**TASK TO CARRY OUT**
Reproduce only the lines from the one containing "Generate a component" through the one containing "const crumbs = ['控制面板', '网络和", exactly as written and with both ends included.

▶

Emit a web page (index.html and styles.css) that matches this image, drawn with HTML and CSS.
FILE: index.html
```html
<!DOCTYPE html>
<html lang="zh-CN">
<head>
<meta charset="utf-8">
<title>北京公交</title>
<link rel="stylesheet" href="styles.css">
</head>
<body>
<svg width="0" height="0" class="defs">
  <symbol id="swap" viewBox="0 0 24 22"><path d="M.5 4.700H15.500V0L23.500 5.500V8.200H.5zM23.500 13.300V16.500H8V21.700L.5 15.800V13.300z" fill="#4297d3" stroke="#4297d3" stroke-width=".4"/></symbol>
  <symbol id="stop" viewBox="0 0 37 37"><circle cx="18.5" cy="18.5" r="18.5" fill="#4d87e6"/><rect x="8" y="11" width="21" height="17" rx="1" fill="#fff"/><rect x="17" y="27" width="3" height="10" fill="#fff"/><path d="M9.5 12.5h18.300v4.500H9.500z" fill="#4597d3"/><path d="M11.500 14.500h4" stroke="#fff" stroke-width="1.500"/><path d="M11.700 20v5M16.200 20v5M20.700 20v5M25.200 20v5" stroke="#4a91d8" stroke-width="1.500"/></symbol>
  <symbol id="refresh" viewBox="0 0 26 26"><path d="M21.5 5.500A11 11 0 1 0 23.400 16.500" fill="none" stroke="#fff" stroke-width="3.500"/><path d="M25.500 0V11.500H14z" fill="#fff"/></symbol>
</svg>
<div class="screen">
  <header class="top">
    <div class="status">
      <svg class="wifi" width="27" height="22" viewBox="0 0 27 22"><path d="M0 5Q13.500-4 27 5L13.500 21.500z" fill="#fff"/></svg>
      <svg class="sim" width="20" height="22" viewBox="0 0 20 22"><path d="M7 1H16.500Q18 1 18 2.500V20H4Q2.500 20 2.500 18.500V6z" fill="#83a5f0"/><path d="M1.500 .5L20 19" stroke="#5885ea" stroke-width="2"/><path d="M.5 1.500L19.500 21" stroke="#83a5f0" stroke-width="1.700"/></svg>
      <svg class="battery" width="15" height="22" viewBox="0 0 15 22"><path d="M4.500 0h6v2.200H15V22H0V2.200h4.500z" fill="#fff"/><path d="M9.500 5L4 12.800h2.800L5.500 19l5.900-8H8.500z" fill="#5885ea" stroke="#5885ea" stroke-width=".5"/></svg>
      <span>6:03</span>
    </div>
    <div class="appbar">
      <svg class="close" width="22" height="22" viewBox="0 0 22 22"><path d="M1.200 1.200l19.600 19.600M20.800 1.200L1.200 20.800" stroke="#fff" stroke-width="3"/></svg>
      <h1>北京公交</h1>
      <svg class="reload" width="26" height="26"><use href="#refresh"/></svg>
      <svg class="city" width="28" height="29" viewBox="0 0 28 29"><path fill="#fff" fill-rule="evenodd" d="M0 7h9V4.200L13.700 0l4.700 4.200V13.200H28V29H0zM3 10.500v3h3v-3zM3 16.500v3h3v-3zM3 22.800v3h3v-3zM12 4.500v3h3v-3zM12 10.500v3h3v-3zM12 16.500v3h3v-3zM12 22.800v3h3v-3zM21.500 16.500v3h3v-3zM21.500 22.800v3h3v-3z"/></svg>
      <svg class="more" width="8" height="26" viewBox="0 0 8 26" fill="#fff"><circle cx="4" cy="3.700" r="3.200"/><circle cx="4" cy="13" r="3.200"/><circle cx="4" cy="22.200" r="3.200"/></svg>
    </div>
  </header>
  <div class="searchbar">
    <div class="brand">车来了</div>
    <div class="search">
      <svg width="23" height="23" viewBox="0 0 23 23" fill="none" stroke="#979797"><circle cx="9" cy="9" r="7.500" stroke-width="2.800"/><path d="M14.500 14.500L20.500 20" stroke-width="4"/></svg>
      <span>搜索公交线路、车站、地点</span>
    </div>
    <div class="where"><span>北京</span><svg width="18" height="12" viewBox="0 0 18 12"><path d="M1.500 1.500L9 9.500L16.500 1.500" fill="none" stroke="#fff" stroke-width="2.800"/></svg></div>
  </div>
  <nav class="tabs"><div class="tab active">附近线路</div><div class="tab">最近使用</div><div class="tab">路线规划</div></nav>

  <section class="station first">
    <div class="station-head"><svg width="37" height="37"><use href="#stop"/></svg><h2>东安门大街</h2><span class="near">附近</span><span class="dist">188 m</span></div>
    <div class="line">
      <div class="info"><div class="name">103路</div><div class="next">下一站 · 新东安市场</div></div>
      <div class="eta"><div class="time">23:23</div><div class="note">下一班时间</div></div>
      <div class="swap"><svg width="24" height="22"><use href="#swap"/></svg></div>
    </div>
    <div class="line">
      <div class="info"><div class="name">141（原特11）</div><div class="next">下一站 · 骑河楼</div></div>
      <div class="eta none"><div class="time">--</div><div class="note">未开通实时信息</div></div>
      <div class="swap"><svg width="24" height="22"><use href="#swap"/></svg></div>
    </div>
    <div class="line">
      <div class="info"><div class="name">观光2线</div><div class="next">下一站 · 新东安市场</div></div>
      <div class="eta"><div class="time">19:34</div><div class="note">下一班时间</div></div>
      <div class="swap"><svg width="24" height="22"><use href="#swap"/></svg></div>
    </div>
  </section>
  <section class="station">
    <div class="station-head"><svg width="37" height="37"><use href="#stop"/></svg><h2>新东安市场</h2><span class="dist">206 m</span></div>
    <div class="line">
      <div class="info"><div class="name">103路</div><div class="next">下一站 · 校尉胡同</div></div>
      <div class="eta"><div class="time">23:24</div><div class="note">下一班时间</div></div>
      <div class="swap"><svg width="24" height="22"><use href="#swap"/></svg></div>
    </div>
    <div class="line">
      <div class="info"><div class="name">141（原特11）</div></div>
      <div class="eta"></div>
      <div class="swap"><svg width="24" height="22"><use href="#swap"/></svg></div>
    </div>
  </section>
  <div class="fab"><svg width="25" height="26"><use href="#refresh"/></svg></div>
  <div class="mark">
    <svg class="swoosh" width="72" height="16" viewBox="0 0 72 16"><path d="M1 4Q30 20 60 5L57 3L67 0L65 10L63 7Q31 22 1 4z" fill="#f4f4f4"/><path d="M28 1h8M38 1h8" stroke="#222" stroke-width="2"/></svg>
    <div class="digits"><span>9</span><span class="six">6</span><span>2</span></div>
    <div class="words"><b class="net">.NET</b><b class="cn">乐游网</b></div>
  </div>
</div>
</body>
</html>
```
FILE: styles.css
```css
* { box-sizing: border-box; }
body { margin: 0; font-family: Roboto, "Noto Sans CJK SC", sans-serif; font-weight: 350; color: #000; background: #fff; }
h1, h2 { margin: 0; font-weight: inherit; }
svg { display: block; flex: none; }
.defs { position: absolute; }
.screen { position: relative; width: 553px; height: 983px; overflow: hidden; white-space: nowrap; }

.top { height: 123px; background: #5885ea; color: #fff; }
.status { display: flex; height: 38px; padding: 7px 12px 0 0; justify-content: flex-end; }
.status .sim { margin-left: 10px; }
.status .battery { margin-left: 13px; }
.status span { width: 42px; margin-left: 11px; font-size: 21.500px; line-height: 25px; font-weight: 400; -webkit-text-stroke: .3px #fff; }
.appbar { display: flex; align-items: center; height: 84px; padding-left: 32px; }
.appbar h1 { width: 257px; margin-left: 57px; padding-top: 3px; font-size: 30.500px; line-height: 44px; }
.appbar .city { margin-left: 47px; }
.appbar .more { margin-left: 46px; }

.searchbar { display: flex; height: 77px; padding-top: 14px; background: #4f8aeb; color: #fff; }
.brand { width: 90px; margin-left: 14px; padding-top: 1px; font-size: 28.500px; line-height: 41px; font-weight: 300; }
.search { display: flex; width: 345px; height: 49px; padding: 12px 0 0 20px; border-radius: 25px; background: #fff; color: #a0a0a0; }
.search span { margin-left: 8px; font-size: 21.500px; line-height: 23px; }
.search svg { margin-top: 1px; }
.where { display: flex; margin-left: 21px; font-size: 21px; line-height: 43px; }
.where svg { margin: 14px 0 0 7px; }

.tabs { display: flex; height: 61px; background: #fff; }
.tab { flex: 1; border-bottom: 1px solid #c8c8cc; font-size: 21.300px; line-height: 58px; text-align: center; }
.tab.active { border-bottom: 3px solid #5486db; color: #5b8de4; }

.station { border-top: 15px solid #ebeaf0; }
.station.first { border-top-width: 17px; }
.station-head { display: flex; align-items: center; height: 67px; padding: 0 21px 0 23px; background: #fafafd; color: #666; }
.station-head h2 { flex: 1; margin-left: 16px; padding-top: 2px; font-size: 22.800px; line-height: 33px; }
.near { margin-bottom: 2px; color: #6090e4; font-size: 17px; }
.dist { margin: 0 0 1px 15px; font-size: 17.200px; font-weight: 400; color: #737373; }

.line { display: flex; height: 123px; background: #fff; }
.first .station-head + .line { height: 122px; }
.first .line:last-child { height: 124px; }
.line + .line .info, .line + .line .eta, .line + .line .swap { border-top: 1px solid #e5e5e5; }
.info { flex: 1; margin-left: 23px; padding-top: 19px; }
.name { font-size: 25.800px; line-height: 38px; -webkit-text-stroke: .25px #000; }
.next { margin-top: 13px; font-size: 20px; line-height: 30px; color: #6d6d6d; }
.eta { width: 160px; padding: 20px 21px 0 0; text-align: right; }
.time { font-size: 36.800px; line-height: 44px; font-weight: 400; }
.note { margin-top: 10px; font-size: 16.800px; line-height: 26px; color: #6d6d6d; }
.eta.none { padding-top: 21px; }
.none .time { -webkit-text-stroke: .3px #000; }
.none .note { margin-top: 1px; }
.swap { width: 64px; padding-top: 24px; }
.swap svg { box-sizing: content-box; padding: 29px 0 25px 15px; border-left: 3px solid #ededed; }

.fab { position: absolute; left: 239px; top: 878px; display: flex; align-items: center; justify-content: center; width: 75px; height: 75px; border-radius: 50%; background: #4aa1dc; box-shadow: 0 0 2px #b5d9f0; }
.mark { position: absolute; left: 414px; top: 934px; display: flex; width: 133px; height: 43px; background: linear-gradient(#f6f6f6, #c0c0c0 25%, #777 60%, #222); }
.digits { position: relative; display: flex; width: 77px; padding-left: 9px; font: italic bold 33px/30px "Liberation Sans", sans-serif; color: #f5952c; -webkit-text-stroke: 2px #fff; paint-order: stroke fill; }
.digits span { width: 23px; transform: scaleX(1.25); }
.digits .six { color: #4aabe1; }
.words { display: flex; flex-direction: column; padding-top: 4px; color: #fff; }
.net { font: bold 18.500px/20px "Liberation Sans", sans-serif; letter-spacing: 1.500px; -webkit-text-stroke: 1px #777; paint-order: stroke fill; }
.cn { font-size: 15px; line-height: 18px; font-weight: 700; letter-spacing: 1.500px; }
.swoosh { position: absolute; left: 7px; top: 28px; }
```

◀
▶

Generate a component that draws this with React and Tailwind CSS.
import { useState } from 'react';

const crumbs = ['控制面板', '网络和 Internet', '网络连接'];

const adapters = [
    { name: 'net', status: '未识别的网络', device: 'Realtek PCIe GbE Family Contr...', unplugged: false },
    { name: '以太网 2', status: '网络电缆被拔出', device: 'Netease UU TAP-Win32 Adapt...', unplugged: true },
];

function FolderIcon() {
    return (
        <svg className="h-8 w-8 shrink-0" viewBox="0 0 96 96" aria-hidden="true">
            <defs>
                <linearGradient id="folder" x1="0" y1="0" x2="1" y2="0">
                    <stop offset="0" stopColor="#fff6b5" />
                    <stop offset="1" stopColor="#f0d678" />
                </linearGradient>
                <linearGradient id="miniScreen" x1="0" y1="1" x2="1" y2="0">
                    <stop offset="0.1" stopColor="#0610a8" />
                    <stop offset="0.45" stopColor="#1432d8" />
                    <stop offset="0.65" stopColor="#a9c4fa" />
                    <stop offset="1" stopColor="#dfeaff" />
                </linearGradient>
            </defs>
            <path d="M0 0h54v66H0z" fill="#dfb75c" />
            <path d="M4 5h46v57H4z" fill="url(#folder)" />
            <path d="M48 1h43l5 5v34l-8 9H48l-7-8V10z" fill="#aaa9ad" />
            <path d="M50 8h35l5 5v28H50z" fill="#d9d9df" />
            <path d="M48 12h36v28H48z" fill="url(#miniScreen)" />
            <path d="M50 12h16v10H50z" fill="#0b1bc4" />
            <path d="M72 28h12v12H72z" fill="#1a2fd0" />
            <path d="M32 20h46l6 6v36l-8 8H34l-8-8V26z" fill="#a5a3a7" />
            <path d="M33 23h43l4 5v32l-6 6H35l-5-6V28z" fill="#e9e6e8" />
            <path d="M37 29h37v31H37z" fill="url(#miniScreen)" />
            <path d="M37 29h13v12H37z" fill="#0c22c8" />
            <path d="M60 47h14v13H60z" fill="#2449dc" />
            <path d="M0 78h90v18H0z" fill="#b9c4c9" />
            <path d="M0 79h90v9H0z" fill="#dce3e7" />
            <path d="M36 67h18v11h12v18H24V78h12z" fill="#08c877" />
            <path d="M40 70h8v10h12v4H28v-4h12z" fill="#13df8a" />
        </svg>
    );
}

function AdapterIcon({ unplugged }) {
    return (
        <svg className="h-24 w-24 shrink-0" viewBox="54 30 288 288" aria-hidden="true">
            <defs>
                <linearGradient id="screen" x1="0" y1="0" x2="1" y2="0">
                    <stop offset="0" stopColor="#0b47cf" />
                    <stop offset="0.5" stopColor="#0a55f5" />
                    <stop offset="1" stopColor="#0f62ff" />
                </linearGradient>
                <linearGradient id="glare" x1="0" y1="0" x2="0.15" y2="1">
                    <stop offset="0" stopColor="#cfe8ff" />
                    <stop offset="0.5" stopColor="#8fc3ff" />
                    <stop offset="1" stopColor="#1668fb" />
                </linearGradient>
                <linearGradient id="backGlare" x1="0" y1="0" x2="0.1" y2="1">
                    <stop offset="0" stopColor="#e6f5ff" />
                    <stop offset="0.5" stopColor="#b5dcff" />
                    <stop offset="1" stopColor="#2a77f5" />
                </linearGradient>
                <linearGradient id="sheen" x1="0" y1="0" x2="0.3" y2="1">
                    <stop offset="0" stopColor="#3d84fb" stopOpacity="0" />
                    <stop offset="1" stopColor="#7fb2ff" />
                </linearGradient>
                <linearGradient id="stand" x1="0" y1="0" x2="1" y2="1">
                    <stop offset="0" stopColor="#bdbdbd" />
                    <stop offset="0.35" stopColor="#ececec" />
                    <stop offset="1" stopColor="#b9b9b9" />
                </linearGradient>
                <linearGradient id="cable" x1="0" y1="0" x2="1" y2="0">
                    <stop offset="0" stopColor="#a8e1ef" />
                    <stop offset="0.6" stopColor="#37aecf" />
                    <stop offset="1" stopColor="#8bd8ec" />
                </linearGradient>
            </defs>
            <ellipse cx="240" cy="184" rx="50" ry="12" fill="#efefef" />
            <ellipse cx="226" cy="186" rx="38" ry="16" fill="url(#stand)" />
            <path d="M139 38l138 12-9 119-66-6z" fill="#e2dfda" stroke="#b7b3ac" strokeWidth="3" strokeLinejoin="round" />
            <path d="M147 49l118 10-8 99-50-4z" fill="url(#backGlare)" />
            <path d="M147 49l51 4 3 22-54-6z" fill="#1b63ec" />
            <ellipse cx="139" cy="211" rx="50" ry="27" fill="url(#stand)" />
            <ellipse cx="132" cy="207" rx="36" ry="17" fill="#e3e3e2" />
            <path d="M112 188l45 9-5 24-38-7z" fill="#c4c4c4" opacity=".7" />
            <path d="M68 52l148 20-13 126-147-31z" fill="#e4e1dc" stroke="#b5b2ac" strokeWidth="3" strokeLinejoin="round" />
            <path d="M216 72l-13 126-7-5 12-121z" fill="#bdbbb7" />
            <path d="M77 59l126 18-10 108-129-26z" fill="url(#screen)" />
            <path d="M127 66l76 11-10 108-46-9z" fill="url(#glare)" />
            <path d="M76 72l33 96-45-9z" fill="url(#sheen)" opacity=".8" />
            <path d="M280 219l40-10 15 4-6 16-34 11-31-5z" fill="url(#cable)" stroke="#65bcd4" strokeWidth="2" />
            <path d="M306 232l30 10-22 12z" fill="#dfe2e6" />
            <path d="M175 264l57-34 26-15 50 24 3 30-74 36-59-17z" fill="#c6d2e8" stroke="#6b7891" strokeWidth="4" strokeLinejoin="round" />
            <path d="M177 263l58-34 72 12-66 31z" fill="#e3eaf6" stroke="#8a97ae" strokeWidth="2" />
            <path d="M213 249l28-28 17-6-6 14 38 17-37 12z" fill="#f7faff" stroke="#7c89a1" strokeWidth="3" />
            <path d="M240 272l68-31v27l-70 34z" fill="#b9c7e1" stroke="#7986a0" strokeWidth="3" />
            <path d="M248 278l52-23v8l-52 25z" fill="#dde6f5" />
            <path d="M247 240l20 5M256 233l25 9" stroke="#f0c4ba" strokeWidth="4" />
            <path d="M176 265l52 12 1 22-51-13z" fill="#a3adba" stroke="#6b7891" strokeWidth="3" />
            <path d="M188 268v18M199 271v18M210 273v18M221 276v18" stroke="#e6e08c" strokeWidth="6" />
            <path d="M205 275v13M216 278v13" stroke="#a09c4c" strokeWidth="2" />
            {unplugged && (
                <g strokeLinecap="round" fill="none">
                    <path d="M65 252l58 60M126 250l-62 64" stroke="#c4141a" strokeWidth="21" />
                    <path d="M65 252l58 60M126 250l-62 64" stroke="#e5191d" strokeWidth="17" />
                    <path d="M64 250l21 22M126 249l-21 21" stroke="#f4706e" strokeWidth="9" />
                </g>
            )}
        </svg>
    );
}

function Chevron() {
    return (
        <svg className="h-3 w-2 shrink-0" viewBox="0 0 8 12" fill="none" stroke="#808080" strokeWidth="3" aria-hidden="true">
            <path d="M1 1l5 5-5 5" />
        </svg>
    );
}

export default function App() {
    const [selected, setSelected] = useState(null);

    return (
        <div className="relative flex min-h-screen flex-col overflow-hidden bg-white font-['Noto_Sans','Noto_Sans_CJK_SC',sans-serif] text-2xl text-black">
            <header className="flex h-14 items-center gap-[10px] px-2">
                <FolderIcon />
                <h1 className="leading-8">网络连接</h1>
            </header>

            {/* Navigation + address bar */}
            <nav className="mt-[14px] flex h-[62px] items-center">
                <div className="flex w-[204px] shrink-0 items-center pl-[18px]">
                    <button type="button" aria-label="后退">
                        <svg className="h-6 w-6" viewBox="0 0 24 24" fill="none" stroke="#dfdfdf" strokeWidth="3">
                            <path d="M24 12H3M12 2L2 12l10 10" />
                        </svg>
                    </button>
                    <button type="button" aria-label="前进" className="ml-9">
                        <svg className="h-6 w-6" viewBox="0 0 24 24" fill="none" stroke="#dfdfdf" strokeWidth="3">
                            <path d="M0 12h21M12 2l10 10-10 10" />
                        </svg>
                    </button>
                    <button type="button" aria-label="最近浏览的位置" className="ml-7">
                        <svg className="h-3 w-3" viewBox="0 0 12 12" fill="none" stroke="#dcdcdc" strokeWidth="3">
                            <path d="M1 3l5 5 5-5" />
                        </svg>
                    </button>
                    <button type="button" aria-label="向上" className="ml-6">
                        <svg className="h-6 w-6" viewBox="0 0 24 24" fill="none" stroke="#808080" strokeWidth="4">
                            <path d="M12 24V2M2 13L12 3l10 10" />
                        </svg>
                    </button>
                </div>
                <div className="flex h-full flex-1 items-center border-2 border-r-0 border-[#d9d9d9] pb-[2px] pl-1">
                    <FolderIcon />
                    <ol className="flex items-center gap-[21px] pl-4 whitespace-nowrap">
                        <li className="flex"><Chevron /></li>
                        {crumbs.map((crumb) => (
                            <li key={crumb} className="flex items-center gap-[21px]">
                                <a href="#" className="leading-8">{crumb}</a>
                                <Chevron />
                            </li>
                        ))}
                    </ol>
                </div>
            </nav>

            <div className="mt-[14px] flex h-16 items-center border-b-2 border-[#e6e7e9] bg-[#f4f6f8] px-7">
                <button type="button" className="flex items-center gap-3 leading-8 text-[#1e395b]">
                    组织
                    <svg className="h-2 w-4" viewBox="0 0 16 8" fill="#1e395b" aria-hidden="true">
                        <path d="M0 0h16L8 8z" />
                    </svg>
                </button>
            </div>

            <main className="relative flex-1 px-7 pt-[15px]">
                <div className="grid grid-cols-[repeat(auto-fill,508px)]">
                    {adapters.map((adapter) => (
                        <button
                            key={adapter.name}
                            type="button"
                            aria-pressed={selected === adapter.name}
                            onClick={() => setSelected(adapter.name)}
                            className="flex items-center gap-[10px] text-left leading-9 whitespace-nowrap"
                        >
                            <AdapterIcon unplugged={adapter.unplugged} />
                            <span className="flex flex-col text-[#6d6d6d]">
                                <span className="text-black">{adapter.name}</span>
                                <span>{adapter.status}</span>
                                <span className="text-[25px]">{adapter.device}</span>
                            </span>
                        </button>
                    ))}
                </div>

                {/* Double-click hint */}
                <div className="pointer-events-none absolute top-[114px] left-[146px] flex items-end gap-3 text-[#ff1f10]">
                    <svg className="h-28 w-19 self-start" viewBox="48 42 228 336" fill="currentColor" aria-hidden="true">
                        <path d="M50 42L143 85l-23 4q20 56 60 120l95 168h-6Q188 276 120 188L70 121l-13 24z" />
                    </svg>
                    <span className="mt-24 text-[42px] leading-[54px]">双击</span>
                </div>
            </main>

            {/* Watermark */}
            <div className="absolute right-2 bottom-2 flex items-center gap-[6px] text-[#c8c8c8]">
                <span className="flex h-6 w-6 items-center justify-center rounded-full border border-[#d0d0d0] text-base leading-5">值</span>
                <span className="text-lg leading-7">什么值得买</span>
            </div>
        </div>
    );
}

◀

**SOLUTION TO THE EXERCISE**
Generate a component that draws this with React and Tailwind CSS.
import { useState } from 'react';

const crumbs = ['控制面板', '网络和 Internet', '网络连接'];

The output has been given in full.